One of our daughters called recently to catch up on what was happening in her life. As she described her situation, I brilliantly solved her issue.
Except I didn't. I offered advice and solutions before I heard her out. She didn't need my suggestions, she needed my ear so that she could discover the answers inside her. I didn't want her to hurt, so by coming up with answers, I imagined I was preventing her pain. But that may have been more for me, not her.
What I notice in client meetings, is that as clients interact with each other, they often have trouble listening. Even if they wait for the other person to talk, they may be attempting to reload rather than hear.
Brenda Ueland wrote in her essay, "Tell Me More: On the Fine Art of Listening," "I want to write about the great and powerful thing that listening is. And how we forget it. And how we don't listen to our children, or those we love. And least of all — which is so important too — to those we do not love. But we should. Because listening is a magnetic and strange thing, a creative force. Think how friends that really listen to us are the ones we move toward, and we want to sit in their radius as though it did us good."

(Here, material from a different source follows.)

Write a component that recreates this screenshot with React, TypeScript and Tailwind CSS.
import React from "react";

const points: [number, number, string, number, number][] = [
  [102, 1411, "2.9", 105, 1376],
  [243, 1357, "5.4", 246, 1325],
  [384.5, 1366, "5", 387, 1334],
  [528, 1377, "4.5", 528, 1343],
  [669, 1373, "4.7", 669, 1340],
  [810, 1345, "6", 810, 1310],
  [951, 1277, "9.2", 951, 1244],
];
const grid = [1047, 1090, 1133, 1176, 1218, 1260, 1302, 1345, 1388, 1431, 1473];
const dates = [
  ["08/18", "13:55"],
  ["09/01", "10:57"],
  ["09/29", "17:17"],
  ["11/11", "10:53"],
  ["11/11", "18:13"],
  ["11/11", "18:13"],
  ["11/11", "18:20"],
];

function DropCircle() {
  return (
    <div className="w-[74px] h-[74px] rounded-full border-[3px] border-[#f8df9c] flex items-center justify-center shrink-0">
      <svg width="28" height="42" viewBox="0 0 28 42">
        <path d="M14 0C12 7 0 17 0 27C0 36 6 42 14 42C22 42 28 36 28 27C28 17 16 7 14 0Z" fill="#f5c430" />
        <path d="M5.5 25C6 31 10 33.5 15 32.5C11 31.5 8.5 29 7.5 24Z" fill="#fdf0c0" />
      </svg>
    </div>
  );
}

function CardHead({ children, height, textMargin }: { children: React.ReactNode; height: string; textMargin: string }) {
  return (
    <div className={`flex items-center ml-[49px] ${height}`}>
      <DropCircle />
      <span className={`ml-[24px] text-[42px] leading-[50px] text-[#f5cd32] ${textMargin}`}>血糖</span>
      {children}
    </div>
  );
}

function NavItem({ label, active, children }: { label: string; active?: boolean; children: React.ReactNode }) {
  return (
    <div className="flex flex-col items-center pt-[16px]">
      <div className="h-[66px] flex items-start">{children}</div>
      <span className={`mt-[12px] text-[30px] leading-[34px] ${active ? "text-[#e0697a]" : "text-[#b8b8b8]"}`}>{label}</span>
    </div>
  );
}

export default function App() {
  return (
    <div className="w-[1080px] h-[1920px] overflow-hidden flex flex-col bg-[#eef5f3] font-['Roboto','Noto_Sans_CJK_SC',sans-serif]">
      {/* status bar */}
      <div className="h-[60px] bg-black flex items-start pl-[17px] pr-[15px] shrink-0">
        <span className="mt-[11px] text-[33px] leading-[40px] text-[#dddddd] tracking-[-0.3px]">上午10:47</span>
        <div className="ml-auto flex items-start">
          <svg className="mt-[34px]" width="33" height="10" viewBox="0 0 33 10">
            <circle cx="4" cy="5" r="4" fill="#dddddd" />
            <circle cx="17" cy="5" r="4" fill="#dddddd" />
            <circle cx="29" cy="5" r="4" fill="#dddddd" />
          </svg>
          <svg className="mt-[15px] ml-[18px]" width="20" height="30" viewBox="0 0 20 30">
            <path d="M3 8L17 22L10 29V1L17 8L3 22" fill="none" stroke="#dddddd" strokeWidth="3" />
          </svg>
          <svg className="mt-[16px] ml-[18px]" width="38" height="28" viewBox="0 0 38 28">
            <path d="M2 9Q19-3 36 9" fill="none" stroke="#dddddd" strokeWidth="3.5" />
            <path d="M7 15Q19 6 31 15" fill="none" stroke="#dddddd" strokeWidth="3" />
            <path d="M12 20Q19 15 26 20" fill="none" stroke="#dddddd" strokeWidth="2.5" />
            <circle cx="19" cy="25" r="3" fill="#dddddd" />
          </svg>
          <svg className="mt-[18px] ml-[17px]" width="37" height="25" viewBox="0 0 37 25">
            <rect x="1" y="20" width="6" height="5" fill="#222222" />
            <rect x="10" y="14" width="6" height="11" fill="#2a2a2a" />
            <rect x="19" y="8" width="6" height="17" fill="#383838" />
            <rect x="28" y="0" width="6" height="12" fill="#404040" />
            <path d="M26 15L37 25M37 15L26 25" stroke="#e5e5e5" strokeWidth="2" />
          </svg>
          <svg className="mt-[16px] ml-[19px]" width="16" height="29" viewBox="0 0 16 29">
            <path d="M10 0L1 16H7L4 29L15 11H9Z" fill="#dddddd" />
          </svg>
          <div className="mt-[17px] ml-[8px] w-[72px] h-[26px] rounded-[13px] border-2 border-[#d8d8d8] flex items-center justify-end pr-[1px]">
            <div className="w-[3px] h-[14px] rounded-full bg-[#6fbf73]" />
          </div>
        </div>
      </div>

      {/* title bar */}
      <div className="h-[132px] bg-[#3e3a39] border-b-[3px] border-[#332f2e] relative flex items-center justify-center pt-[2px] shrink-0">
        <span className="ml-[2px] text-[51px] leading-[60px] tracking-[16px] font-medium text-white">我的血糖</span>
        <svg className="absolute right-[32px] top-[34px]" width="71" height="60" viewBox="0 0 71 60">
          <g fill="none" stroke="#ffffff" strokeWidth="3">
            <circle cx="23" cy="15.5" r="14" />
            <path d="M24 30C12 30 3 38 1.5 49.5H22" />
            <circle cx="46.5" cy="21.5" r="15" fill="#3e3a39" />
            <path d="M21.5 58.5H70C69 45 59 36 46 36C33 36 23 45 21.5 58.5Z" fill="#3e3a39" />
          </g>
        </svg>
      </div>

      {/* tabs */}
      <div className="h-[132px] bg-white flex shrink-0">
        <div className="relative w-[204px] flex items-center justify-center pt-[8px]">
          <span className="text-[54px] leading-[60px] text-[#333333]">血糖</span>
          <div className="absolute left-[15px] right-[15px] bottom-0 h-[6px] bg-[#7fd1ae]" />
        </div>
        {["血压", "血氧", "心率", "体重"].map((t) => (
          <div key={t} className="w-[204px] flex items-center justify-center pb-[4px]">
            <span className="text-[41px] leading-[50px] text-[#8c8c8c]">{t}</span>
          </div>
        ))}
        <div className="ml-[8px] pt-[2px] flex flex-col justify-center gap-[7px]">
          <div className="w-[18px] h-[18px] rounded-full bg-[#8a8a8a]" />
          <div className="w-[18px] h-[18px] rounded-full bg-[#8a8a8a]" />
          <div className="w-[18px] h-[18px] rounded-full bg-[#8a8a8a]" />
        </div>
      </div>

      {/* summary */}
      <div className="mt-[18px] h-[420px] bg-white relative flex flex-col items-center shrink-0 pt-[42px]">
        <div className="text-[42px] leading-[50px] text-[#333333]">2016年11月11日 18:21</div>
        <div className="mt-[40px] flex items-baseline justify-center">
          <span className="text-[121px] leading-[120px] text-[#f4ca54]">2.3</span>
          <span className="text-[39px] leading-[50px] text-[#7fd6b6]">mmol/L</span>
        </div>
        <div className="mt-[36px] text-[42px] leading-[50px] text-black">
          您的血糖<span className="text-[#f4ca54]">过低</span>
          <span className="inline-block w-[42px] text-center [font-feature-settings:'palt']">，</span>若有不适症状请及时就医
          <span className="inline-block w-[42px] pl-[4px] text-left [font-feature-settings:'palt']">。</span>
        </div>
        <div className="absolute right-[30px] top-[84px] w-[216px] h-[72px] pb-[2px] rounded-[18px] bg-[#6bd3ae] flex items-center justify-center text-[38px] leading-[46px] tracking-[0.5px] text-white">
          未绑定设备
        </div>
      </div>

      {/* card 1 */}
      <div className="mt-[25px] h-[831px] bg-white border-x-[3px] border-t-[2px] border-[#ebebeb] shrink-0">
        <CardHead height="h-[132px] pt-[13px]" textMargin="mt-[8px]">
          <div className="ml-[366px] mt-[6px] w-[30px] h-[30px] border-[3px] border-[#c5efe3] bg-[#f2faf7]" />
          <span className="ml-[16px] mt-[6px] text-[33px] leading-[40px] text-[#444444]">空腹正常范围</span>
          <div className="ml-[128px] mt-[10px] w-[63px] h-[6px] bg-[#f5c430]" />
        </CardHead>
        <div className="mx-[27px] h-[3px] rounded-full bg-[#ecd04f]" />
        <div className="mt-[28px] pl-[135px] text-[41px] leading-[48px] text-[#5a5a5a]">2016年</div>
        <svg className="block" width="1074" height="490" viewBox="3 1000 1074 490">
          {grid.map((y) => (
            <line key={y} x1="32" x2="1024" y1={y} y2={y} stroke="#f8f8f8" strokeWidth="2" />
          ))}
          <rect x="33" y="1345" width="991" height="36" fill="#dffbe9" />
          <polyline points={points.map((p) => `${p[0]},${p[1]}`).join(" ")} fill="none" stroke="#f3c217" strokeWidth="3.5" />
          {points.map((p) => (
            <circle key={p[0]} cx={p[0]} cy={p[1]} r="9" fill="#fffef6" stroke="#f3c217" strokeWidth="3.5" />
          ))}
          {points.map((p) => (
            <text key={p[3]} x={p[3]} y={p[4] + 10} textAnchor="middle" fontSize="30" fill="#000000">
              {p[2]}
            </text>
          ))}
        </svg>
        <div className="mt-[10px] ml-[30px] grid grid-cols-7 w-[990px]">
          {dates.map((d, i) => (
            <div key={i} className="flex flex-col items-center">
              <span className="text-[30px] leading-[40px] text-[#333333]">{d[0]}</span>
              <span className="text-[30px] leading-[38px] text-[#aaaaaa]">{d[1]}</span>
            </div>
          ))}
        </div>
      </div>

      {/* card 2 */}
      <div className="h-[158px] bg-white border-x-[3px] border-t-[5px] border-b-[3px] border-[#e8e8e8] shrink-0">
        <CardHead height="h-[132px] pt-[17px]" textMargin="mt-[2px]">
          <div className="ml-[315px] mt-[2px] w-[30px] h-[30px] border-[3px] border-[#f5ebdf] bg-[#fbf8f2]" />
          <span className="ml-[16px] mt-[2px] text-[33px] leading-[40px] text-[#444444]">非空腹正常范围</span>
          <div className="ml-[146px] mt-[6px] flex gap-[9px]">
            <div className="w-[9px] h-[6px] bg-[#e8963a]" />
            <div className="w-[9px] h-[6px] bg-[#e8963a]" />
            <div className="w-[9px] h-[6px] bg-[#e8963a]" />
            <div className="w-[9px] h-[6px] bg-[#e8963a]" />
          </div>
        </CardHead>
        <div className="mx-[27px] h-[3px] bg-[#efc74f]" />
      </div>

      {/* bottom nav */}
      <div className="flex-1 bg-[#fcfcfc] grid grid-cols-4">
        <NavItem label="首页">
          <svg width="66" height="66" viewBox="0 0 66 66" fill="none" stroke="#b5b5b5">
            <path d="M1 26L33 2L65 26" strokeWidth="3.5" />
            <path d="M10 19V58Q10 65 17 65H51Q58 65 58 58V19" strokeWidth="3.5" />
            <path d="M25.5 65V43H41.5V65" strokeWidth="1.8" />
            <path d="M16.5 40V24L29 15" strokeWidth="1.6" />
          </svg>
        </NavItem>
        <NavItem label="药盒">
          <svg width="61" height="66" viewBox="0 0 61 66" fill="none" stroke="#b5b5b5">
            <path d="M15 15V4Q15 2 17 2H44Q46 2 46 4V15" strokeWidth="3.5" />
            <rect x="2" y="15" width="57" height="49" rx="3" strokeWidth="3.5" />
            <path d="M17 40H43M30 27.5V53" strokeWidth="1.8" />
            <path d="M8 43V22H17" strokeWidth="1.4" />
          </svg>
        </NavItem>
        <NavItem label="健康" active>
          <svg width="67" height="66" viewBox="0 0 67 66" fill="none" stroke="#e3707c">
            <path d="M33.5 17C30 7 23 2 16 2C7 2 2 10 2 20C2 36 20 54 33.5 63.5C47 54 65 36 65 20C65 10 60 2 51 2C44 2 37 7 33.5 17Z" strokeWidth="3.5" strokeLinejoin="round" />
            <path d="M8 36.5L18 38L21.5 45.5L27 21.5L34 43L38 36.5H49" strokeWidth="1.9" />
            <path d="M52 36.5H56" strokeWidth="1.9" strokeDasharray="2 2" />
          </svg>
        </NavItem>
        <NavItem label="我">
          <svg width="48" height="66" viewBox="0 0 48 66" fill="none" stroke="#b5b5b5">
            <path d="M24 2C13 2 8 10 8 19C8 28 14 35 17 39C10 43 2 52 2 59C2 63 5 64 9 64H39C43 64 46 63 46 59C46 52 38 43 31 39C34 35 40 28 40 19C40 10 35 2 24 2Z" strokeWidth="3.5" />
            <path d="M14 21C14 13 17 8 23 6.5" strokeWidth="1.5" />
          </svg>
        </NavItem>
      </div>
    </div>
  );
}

Financial planning is about listening even more than solving. Money is the wrapper around people's lives. A store of value should not become a measure of one's value, but we often form opinions about what we and others have. If we are really listening, what are we hearing is our own thoughts. Let me share what I have heard over the years.
"Successful people must not be ethical to get ahead." This is the opposite belief of, "If people worked harder they could get what they want." Neither of these statements can possibly be true. Sure you can find cases for each, but those are anecdotal. If you are espousing those beliefs, you can't be hearing your inner voice.
When I see these feelings expressed, it seems to come from people who are either justifying their own financial success or lack thereof. When the Star Tribune writes about the teacher of the year, he or she is less financially successful than the CEO of the year. They may work equally hard, but have chosen different careers and are rewarded differently.
Financial planning tip No. 1: Comparisons are always incomplete and therefore generally not useful. If you hear yourself making them, stop and explore where those feelings come from.